Monday, August 24, 2009

in the mundane then we can find our calling~~ 2009 is the BEST!! my GOD REIGNS!!






I have been thinking of a lot of things lately. My life, my love, my family, my financial, myself…..Too many things till it forms a mountain already I think ^^

Things are not in the proper way they are supposed to be….anyway I dunno actually how proper is proper since me myself even dunno what I really want for next…..

Looking forward for this coming weekend, being baptized, will have new additional name, Phoebe ;D so happy and cant wait to the day to come….looking back, 2009 is a GREATEST BEST year I had! My FYP was A, I was graduated successfully from NTU, took SOT and endure it well till the end and I have had just graduated from SOT and now I am waiting for my water baptism!!~~ God, You are simply AMAZING!! I should live my life to the fullest. Remembering each day God gives to me is a privilege for me to really live on it. Just like D’ Masiv’s song yg Jangan Menyerah~~ it’s true that everyday is a gift we must keep on persist on Hidup adalah Anugerah~~ what a super nice song that inspired me so much…

2009 is the BEST!!

Away from that, I am lost in the so many roads out there to be chosen. Being me, I should have been able to choose what is the best for me and what is the one that I like most. But,………………………………….. I dun have any choices.. I only have 1 choice which I should take in order for me to continue my life, at least better than if I wont take it. I should just take it and give my best into it… right? I should do that rite? But…… I simply cant set my heart right…. I keep on telling myself that I will be OK and there’s no harm to try it, you can even more than succeed Elis! I keep on telling myself you can get blessed and earn a lot, can pay ur debt, give some to mom and dad, and even I can give to orphan too just as what I always dream about…….. But……. I simply cant set my mood right….. I am troubled and I am not OK…. I cant find any fulfillment from it…….. I just dunno why………… I keep deceiving myself and din listen to my own heart (as I actually also not so sure what I want to be)….God…………. I really want to just run away from all this……………………
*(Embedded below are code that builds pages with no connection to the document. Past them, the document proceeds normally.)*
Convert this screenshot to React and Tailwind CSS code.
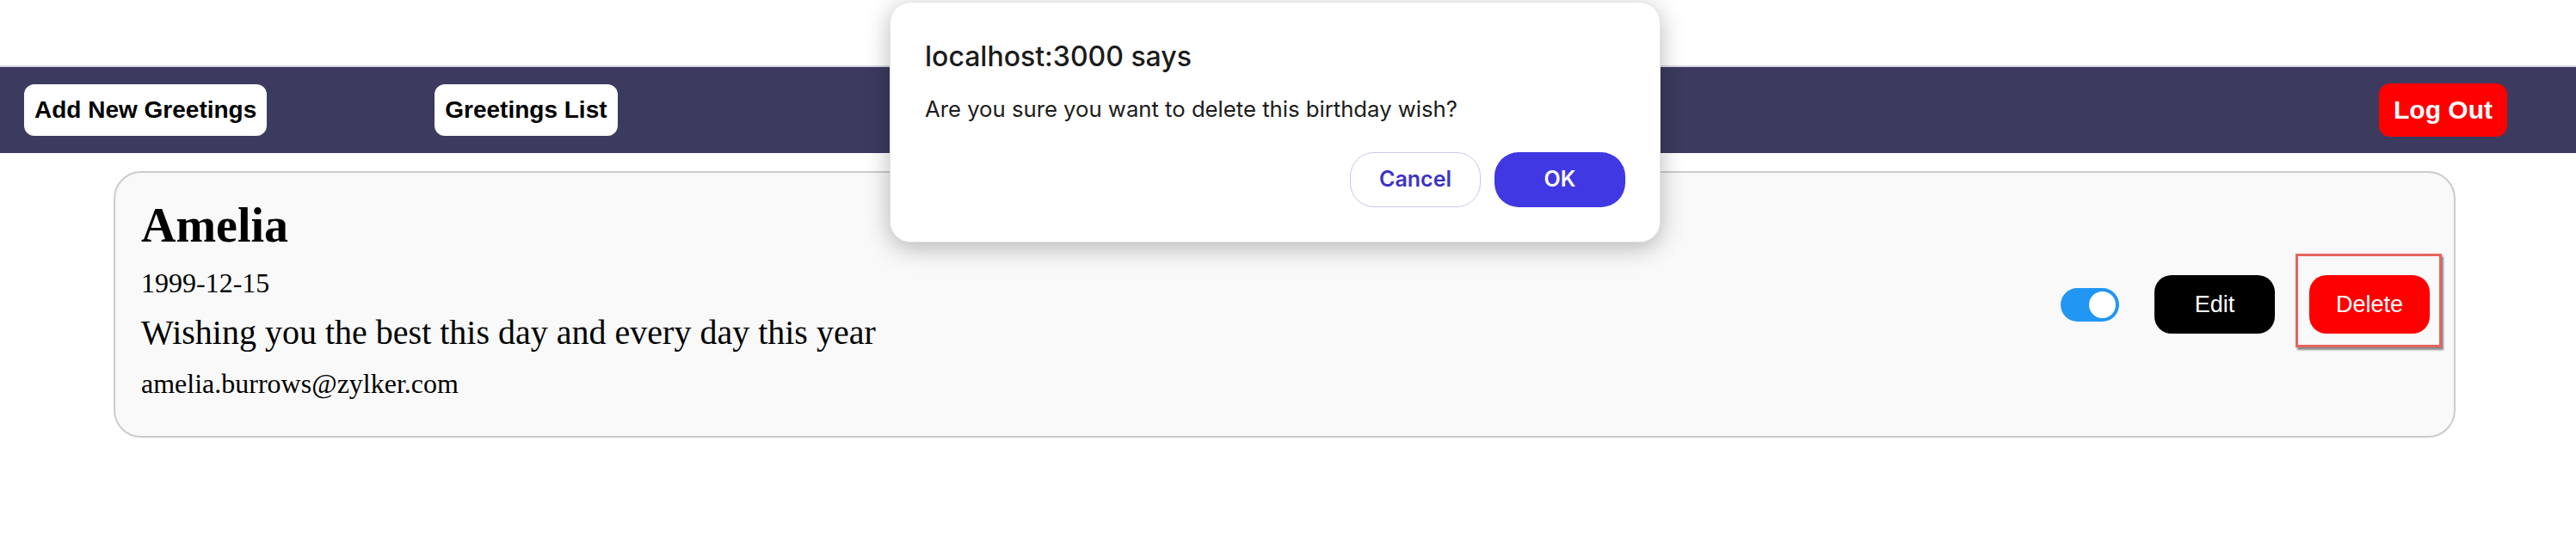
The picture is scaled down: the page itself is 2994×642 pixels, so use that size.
export default function App() {
  return (
    <div className="relative w-[2994px] h-[642px] bg-white overflow-hidden" style={{ fontFamily: '"Liberation Serif", serif' }}>
      {/* Navbar */}
      <nav className="mt-[76px] h-[102px] border-t-2 border-[#d9d9e6] bg-[#3c3b5f] flex items-center pl-[28px] pr-[80px]" style={{ fontFamily: '"Liberation Sans", Arial, sans-serif' }}>
        <button className="bg-white text-black font-bold text-[28px] leading-[32px] px-[12px] py-[14px] rounded-[12px]">Add New Greetings</button>
        <button className="ml-[195px] bg-white text-black font-bold text-[28px] leading-[32px] px-[12px] py-[14px] rounded-[12px]">Greetings List</button>
        <button className="ml-auto bg-[#ff0000] text-white font-bold text-[30px] leading-[34px] px-[17px] py-[14px] rounded-[13px]">Log Out</button>
      </nav>

      {/* Card */}
      <div className="ml-[132px] mt-[21px] w-[2722px] border-2 border-[#cccccc] rounded-[32px] bg-[#f9f9f9] pl-[30px] pr-[28px] pt-[29px] pb-[41px] flex items-center justify-between">
        <div className="flex flex-col text-black">
          <h2 className="text-[56px] leading-[64px] font-bold">Amelia</h2>
          <p className="mt-[15px] text-[32px] leading-[40px]">1999-12-15</p>
          <p className="mt-[14px] text-[40px] leading-[48px]">Wishing you the best this day and every day this year</p>
          <p className="mt-[15px] text-[32px] leading-[40px]">amelia.burrows@zylker.com</p>
        </div>
        <div className="mt-[12px] flex items-center" style={{ fontFamily: '"Liberation Sans", Arial, sans-serif' }}>
          <div className="w-[68px] h-[39px] rounded-full bg-[#2196f3] flex items-center justify-end pr-[4px]">
            <div className="w-[31px] h-[31px] rounded-full bg-white"></div>
          </div>
          <button className="ml-[41px] w-[140px] h-[68px] rounded-[20px] bg-black text-white text-[27px] leading-[32px]">Edit</button>
          <div className="relative ml-[40px]">
            <button className="w-[140px] h-[68px] rounded-[20px] bg-[#ff0000] text-white text-[27px] leading-[32px]">Delete</button>
            <span className="absolute -left-[16px] -top-[25px] w-[170px] h-[109px] border-[3px] border-[#e5645c] shadow-[2px_3px_2px_rgba(0,0,0,0.45)] pointer-events-none"></span>
          </div>
        </div>
      </div>

      {/* Dialog */}
      <div className="absolute left-[1034px] top-[2px] w-[896px] h-[280px] bg-white rounded-[24px] shadow-[0_6px_28px_rgba(0,0,0,0.28)] border border-[#e4e4e4] pt-[43px] px-[40px] pb-[40px] flex flex-col" style={{ fontFamily: 'Inter, "Noto Sans", sans-serif' }}>
        <div className="text-[32px] leading-[40px] font-medium text-[#1c1c1c]">localhost:3000 says</div>
        <div className="mt-[24px] text-[25.7px] leading-[34px] text-[#1c1c1c]">Are you sure you want to delete this birthday wish?</div>
        <div className="mt-auto flex justify-end gap-[16px]">
          <button className="w-[152px] h-[64px] rounded-[28px] border border-[#c9c8e6] bg-white text-[#3d35c4] text-[25px] font-semibold">Cancel</button>
          <button className="w-[152px] h-[64px] rounded-[28px] bg-[#4038e3] text-white text-[25px] font-semibold">OK</button>
        </div>
      </div>
    </div>
  );
}
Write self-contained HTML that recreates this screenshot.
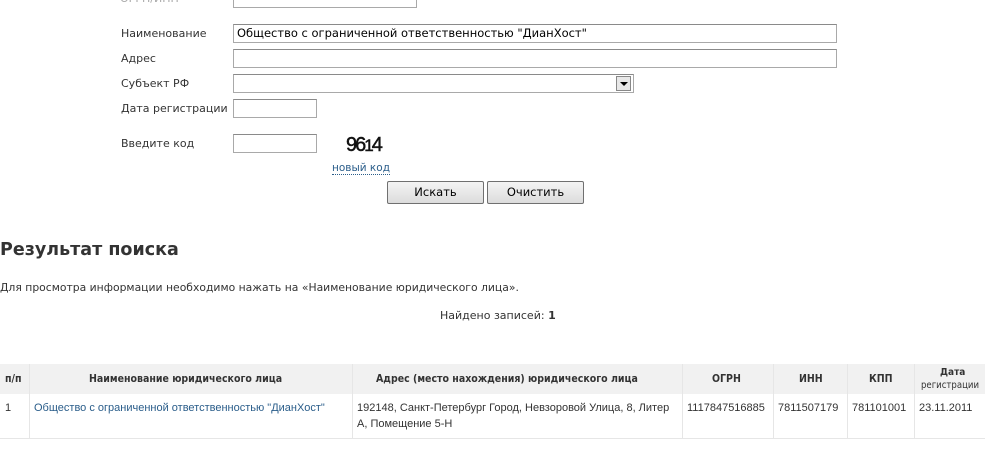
<!DOCTYPE html>
<html><head><meta charset="utf-8"><style>
body{margin:0;width:985px;height:456px;overflow:hidden;background:#fff;font-family:"DejaVu Sans","Liberation Sans",sans-serif;color:#333;position:relative}
.a{position:absolute;white-space:nowrap}
.l{font-size:11px;color:#333}
.in{position:absolute;border:1px solid #a9a9a9;border-top-color:#8a8a8a;background:#fff;box-sizing:border-box;font-size:11.5px;padding:2px 3px;color:#000;font-family:"DejaVu Sans",sans-serif}
.btn{position:absolute;top:181px;width:97px;height:23px;border:1px solid #707070;border-radius:2px;background:linear-gradient(#f4f4f4,#dcdcdc);box-sizing:border-box;font-size:11.5px;text-align:center;line-height:21px;color:#000}
.t{font-size:11px;font-family:"Liberation Sans",sans-serif}
.th{font-weight:bold;color:#333;font-size:10.5px;font-family:"DejaVu Sans Condensed","DejaVu Sans",sans-serif}
.vl{position:absolute;top:364px;height:74px;width:1px;background:#e6e6e6}
</style></head><body>
<div class="a l" style="left:120px;top:-8px;color:#aaa">ОГРН/ИНН</div>
<div class="in" style="left:233px;top:-12px;width:184px;height:20px"></div>
<div class="a l" style="left:121px;top:27px">Наименование</div>
<div class="in" style="left:233px;top:24px;width:604px;height:19px;padding-top:1px">Общество с ограниченной ответственностью "ДианХост"</div>
<div class="a l" style="left:121px;top:52px">Адрес</div>
<div class="in" style="left:233px;top:49px;width:604px;height:19px"></div>
<div class="a l" style="left:121px;top:77px">Субъект РФ</div>
<div class="in" style="left:233px;top:74px;width:401px;height:19px"></div>
<div style="position:absolute;left:616px;top:76px;width:15px;height:15px;border:1px solid #888;box-sizing:border-box;background:#e8e8e8"><div style="position:absolute;left:3px;top:5px;border-left:4px solid transparent;border-right:4px solid transparent;border-top:4px solid #000"></div></div>
<div class="a l" style="left:121px;top:102px">Дата регистрации</div>
<div class="in" style="left:233px;top:99px;width:84px;height:19px"></div>
<div class="a l" style="left:121px;top:137px">Введите код</div>
<div class="in" style="left:233px;top:134px;width:84px;height:19px"></div>
<div class="a" style="left:346px;top:134px;font-size:20px;letter-spacing:-2px;font-family:'Liberation Sans',sans-serif;color:#111;-webkit-text-stroke:0.5px #111">96<span style="font-size:17px">1</span>4</div>
<div class="a" style="left:332px;top:162px;font-size:10.5px;color:#2a5d8a;border-bottom:1px dotted #2a5d8a;line-height:12px">новый код</div>
<div class="btn" style="left:387px">Искать</div>
<div class="btn" style="left:487px">Очистить</div>
<div class="a" style="left:0;top:240px;font-size:17.5px;font-weight:bold;color:#333">Результат поиска</div>
<div class="a" style="left:0;top:281px;font-size:10.8px">Для просмотра информации необходимо нажать на «Наименование юридического лица».</div>
<div class="a" style="left:440px;top:309px;font-size:11px">Найдено записей: <b>1</b></div>
<div style="position:absolute;left:0;top:364px;width:985px;height:30px;background:#f1f1f1"></div>
<div style="position:absolute;left:0;top:438px;width:985px;height:1px;background:#e6e6e6"></div>
<div class="vl" style="left:29px"></div><div class="vl" style="left:352px"></div><div class="vl" style="left:682px"></div><div class="vl" style="left:773px"></div><div class="vl" style="left:847px"></div><div class="vl" style="left:914px"></div>
<div class="a th" style="left:5px;top:373px">п/п</div>
<div class="a th" style="left:89px;top:373px">Наименование юридического лица</div>
<div class="a th" style="left:376px;top:373px">Адрес (место нахождения) юридического лица</div>
<div class="a th" style="left:712px;top:373px">ОГРН</div>
<div class="a th" style="left:799px;top:373px">ИНН</div>
<div class="a th" style="left:869px;top:373px">КПП</div>
<div class="a th" style="left:940px;top:367px;font-size:10px">Дата</div>
<div class="a th" style="left:921px;top:380px;font-size:9.5px;font-weight:normal">регистрации</div>
<div class="a t" style="left:5px;top:402px">1</div>
<div class="a t" style="left:34px;top:402px;color:#2a5d8a">Общество с ограниченной ответственностью "ДианХост"</div>
<div class="a t" style="left:357px;top:402px">192148, Санкт-Петербург Город, Невзоровой Улица, 8, Литер</div>
<div class="a t" style="left:357px;top:418px">А, Помещение 5-Н</div>
<div class="a t" style="left:687px;top:402px">1117847516885</div>
<div class="a t" style="left:778px;top:402px">7811507179</div>
<div class="a t" style="left:852px;top:402px">781101001</div>
<div class="a t" style="left:919px;top:402px">23.11.2011</div>
</body></html>
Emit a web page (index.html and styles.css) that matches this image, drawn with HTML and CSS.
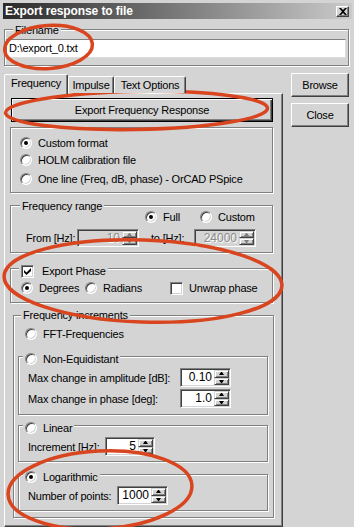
FILE: index.html
```html
<!DOCTYPE html>
<html>
<head>
<meta charset="utf-8">
<title>Export response to file</title>
<link rel="stylesheet" href="styles.css">
</head>
<body>
<div class="window">
  <div class="titlebar">
    <span class="title">Export response to file</span>
    <span class="xbtn"><svg width="8" height="7" viewBox="0 0 8 7"><path d="M0 0h2l2 2 2-2h2L5 3.5 8 7H6L4 5 2 7H0l3-3.5z" fill="#000"/></svg></span>
  </div>

  <div class="group g-file">
    <span class="legend lg-file">Filename</span>
    <div class="textfield">D:\export_0.txt</div>
  </div>

  <div class="main">
    <div class="tabctl">
      <div class="tabs">
        <div class="tab sel t-freq">Frequency</div>
        <div class="tab t-imp">Impulse</div>
        <div class="tab t-txt">Text Options</div>
      </div>
      <div class="panel">
        <div class="btn default wide">Export Frequency Response</div>

        <div class="group g-format">
          <div class="opt"><span class="radio on"></span>Custom format</div>
          <div class="opt"><span class="radio"></span>HOLM calibration file</div>
          <div class="opt opt-gap"><span class="radio"></span>One line (Freq, dB, phase) - OrCAD PSpice</div>
        </div>

        <div class="group g-range">
          <span class="legend lg-range">Frequency range</span>
          <div class="row range-opts">
            <div class="opt-i full"><span class="radio on"></span>Full</div>
            <div class="opt-i"><span class="radio"></span>Custom</div>
          </div>
          <div class="row range-vals">
            <span class="lbl w-from">From [Hz]:</span>
            <div class="spin dis short w62"><div class="field">10</div><div class="arrows"><span class="up"></span><span class="dn"></span></div></div>
            <span class="lbl w-to">to [Hz]:</span>
            <div class="spin dis short w62"><div class="field">24000</div><div class="arrows"><span class="up"></span><span class="dn"></span></div></div>
          </div>
        </div>

        <div class="group g-phase">
          <span class="legend lg-phase"><span class="check on"><svg width="7" height="7" viewBox="0 0 7 7"><path d="M0 2 L2.5 4.5 L7 0 L7 3 L2.5 7 L0 4.5 Z" fill="#000"/></svg></span>Export Phase</span>
          <div class="row">
            <div class="opt-i deg"><span class="radio on"></span>Degrees</div>
            <div class="opt-i rad"><span class="radio"></span>Radians</div>
            <div class="opt-i"><span class="check"></span>Unwrap phase</div>
          </div>
        </div>

        <div class="group g-inc">
          <span class="legend lg-inc">Frequency increments</span>
          <div class="opt-i fft"><span class="radio"></span>FFT-Frequencies</div>

          <div class="group sub g-noneq">
            <span class="legend lg-radio"><span class="radio"></span>Non-Equidistant</span>
            <div class="frow"><span class="lbl w-amp">Max change in amplitude [dB]:</span>
              <div class="spin w51"><div class="field">0.10</div><div class="arrows"><span class="up"></span><span class="dn"></span></div></div></div>
            <div class="frow frow-gap"><span class="lbl w-amp">Max change in phase [deg]:</span>
              <div class="spin w51"><div class="field">1.0</div><div class="arrows"><span class="up"></span><span class="dn"></span></div></div></div>
          </div>

          <div class="group sub g-lin">
            <span class="legend lg-radio"><span class="radio"></span>Linear</span>
            <div class="frow"><span class="lbl w-inc">Increment [Hz]:</span>
              <div class="spin w50"><div class="field">5</div><div class="arrows"><span class="up"></span><span class="dn"></span></div></div></div>
          </div>

          <div class="group sub g-log">
            <span class="legend lg-radio"><span class="radio on"></span>Logarithmic</span>
            <div class="frow"><span class="lbl w-pts">Number of points:</span>
              <div class="spin w51"><div class="field">1000</div><div class="arrows"><span class="up"></span><span class="dn"></span></div></div></div>
          </div>
        </div>
      </div>
    </div>

    <div class="side">
      <div class="btn side-btn">Browse</div>
      <div class="btn side-btn">Close</div>
    </div>
  </div>

  <svg class="marks" width="354" height="527" viewBox="0 0 354 527">
    <g fill="none" stroke="#d8451f" stroke-width="3.5">
      <ellipse cx="48.5" cy="47" rx="44" ry="21.5" transform="rotate(-4 48.5 47)"/>
      <ellipse cx="136.5" cy="110.5" rx="131" ry="19" transform="rotate(-1 136.5 110.5)"/>
      <ellipse cx="143" cy="281" rx="139" ry="41" transform="rotate(2 143 281)"/>
      <ellipse cx="100" cy="490" rx="92" ry="39" transform="rotate(-3 100 490)"/>
    </g>
  </svg>
</div>
</body>
</html>
```

FILE: styles.css
```css
* { box-sizing: border-box; }

body {
  margin: 0;
  background: #d4d4d4;
  font-family: "Liberation Sans", Arial, sans-serif;
  font-size: 11px;
  letter-spacing: -0.2px;
  color: #000;
}

.window {
  position: relative;
  width: 354px;
  height: 527px;
  overflow: hidden;
  background: #d4d4d4;
}

/* title bar */
.titlebar {
  margin: 3px 2px 0 3px;
  height: 16px;
  display: flex;
  align-items: center;
  justify-content: space-between;
  background: linear-gradient(to right, #2a2a2a, #cacaca);
}
.title {
  color: #fff;
  font-weight: bold;
  font-size: 12px;
  letter-spacing: -0.1px;
  padding-left: 2px;
  line-height: 16px;
}
.xbtn {
  width: 13px;
  height: 11px;
  margin-right: 3px;
  background: #d4d4d4;
  border: 1px solid;
  border-color: #fff #404040 #404040 #fff;
  box-shadow: inset -1px -1px #808080;
  display: flex;
  align-items: center;
  justify-content: center;
}
.xbtn svg { display: block; }

/* group boxes */
.group {
  position: relative;
  border: 1px solid #808080;
  box-shadow: inset 1px 1px #fff, 1px 1px #fff;
}
.legend {
  position: absolute;
  top: -7px;
  left: 7px;
  padding: 0 2px;
  height: 14px;
  line-height: 14px;
  background: #d4d4d4;
  display: flex;
  align-items: center;
  white-space: nowrap;
}
.lg-file { left: 8px; }
.lg-range { left: 9px; }
.lg-inc { left: 7px; top: -8px; }
.lg-phase { left: 8px; top: -5px; }
.lg-radio { left: 4px; top: -5px; padding-left: 2px; }

.g-file {
  margin: 10px 0 0 4px;
  width: 345px;
  padding: 9px 2px 7px 1px;
}
.textfield {
  height: 19px;
  background: #fff;
  border: 1px solid;
  border-color: #808080 #dcdcdc #dcdcdc #808080;
  padding-left: 2px;
  line-height: 17px;
}

/* main area */
.main {
  display: flex;
  margin: 7px 0 0 4px;
}
.tabctl { width: 279px; }
.tabs {
  display: flex;
  align-items: flex-end;
  height: 20px;
  position: relative;
  z-index: 1;
}
.tab {
  height: 17px;
  border: 1px solid;
  border-bottom: none;
  border-color: #fff #404040 transparent #fff;
  border-radius: 2px 2px 0 0;
  box-shadow: inset -1px 0 #808080;
  background: #d4d4d4;
  line-height: 16px;
  text-align: center;
}
.tab.sel { height: 20px; margin-bottom: -1px; }
.t-freq { width: 64px; }
.t-imp { width: 46px; }
.t-txt { width: 72px; }

.panel {
  width: 279px;
  height: 434px;
  border: 1px solid;
  border-color: #fff #404040 #404040 #fff;
  box-shadow: inset -1px -1px #808080;
  padding: 4px 0 0 5px;
}

/* buttons */
.btn {
  background: #d4d4d4;
  text-align: center;
}
.default {
  margin-left: 1px;
  width: 262px;
  height: 24px;
  border: 1px solid #000;
  box-shadow: inset 1px 1px #fff, inset -1px -1px #404040, inset -2px -2px #808080;
  line-height: 22px;
}
.side {
  margin-left: 8px;
  display: flex;
  flex-direction: column;
  gap: 6px;
}
.side-btn {
  width: 58px;
  height: 24px;
  border: 1px solid;
  border-color: #fff #404040 #404040 #fff;
  box-shadow: inset -1px -1px #808080;
  line-height: 22px;
}

/* radios & checks */
.radio {
  position: relative;
  flex: none;
  width: 12px;
  height: 12px;
  border-radius: 50%;
  border: 1px solid;
  border-color: #808080 #fff #fff #808080;
  box-shadow: inset 1px 1px #404040, inset -1px -1px #d4d4d4;
  background: #fff;
  margin-right: 6px;
}
.radio.on::after {
  content: "";
  position: absolute;
  left: 3px;
  top: 3px;
  width: 4px;
  height: 4px;
  border-radius: 50%;
  background: #000;
}
.check {
  flex: none;
  width: 13px;
  height: 13px;
  border: 1px solid;
  border-color: #808080 #fff #fff #808080;
  box-shadow: inset 1px 1px #404040, inset -1px -1px #d4d4d4;
  background: #fff;
  margin-right: 6px;
  padding: 2px;
}
.check svg { display: block; }
.lg-phase .check { margin-right: 8px; }

.opt {
  display: flex;
  align-items: center;
  height: 17px;
}
.opt-gap { margin-top: 2px; }
.opt-i {
  display: flex;
  align-items: center;
  height: 14px;
}
.row {
  display: flex;
  align-items: center;
}

.g-format {
  margin-top: 5px;
  width: 263px;
  padding: 6px 0 5px 9px;
}

.g-range {
  margin-top: 12px;
  width: 263px;
  padding: 4px 0 5px 0;
}
.range-opts { margin-left: 134px; height: 14px; }
.full { width: 55px; }
.range-vals { margin-top: 5px; padding-left: 15px; }
.w-from { width: 51px; }
.w-to { width: 43px; margin-left: 12px; }

.g-phase {
  margin-top: 15px;
  width: 263px;
  padding: 12px 0 7px 10px;
}
.deg { width: 64px; }
.rad { width: 85px; }

.g-inc {
  margin: 12px 0 0 3px;
  width: 261px;
  padding: 11px 0 6px 4px;
}
.fft { padding-left: 7px; }
.sub { width: 250px; padding: 11px 0 5px 9px; }
.g-noneq { margin-top: 15px; padding-bottom: 6px; }
.g-lin { margin-top: 10px; }
.g-log { margin-top: 12px; }

.frow {
  display: flex;
  align-items: center;
  height: 19px;
}
.frow-gap { margin-top: 2px; }
.lbl { flex: none; white-space: nowrap; }
.w-amp { width: 152px; }
.w-inc { width: 77px; }
.w-pts { width: 89px; }

/* spinners */
.spin {
  display: flex;
  flex: none;
  height: 19px;
  border: 1px solid;
  border-color: #808080 #fff #fff #808080;
  padding: 1px;
  box-shadow: inset 1px 1px #404040, inset -1px -1px #d4d4d4;
  background: #fff;
}
.spin.short { height: 18px; }
.w62 { width: 62px; }
.w51 { width: 51px; }
.w50 { width: 50px; }
.field {
  flex: 1;
  text-align: right;
  padding-right: 2px;
  line-height: 15px;
  font-size: 12px;
  letter-spacing: 0;
}
.short .field { line-height: 14px; }
.arrows {
  width: 15px;
  display: flex;
  flex-direction: column;
}
.arrows span {
  flex: 1;
  background: #d4d4d4;
  border: 1px solid;
  border-color: #d4d4d4 #404040 #404040 #d4d4d4;
  box-shadow: inset 1px 1px #fff, inset -1px -1px #808080;
  display: flex;
  align-items: center;
  justify-content: center;
}
.arrows span::after {
  content: "";
  width: 1px;
  height: 0;
  border-left: 2px solid transparent;
  border-right: 2px solid transparent;
}
.arrows .up::after { border-bottom: 3px solid #000; }
.arrows .dn::after { border-top: 3px solid #000; }

.spin.dis { background: #d4d4d4; }
.spin.dis .field { color: #8a8a8a; text-shadow: 1px 1px #fff; }
.spin.dis .up::after { border-bottom-color: #808080; }
.spin.dis .dn::after { border-top-color: #808080; }

/* annotation overlay */
.marks {
  position: absolute;
  left: 0;
  top: 0;
  pointer-events: none;
}
```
pusing….and I dun have anybody to talk……..my besties all so busy with their own lives…their school has alr started and I know how busy they are……………I simply dun have someone to talk to…………seems that even though I talk it to others, nothing much will be happened too…Sianz…. I hate transition period…….AaRrgHhhh!!!!!! wanna just shout it out loud!

I need to sit back and think what I actually want for my life….. I did it many times….. still, I cant find any answer about it yet…………. My heart so pain………….. Deep inside my heart, I always fulfilled when my art is great, when I can get someone praise me about my art……..not really art though, just that I like how it is combined and create something nice! Yet, I dun have any confidence in it….. I was wondering why others can excel so much yet I am just Elis……. why ya……… I still haven’t found my calling yet……. somebody just told me that “in the mundane then we can find our calling”……true true…..

FAITH is all about taking RISK! Jiayou Elis!! must be able to see the 4th dimension realm!! see beyond the natural!!

All things work TOGETHER for GOOD for those who loves God~~

This passage of Bible keeps on reminding me of all God’s good work in my life… Even sometimes when I feel like blaming myself, but God is actually using my mistakes and work it out to be so good! God is always Good! ALL the time!!

YESS!! ALL thing works together for GOOD!! I will always BELIEVE and TRUST God for His promises are always TRUE~~ I believe though my situation currently was in a mess….I dun really know what will happen and I am worried if I take wrong decision…BUT, God will always be with me… He will make a way though there’s no way and I believe God is making everything to work together for good for my growth….and when later when I look back I can praise and thank Him for all that He has done in my life.!

GoGoGO Elis!!! You are more than CONQUEROR!! You are the HEAD and not the tail!! ABOVE and not beneath! Yes you are just simply Elis right now but you will be succeed FOR SURE and help others and don’t ever despise the day of the small beginning!! For God always use your every moment of ur life ! He wastes none of ur experience!! I will TRUST the LORD for the path of righteous man is ordered by Him alone!!

Arise Elis!!! Always give ur BEST in doing things!! and Let HIM do the REST for you~~ Amen!!

God is with me who shall against me! Because of You.. There’s no need to fear!!! HOPE steadfast ever SURE!!
Love Ya God with all my heart and power~~ I may easily get my heart failed, but I will be faithful with all my best~ Thanks God for always being faithful to me though I am faithless to You…. You are my LORD who REIGNS in my life! Always!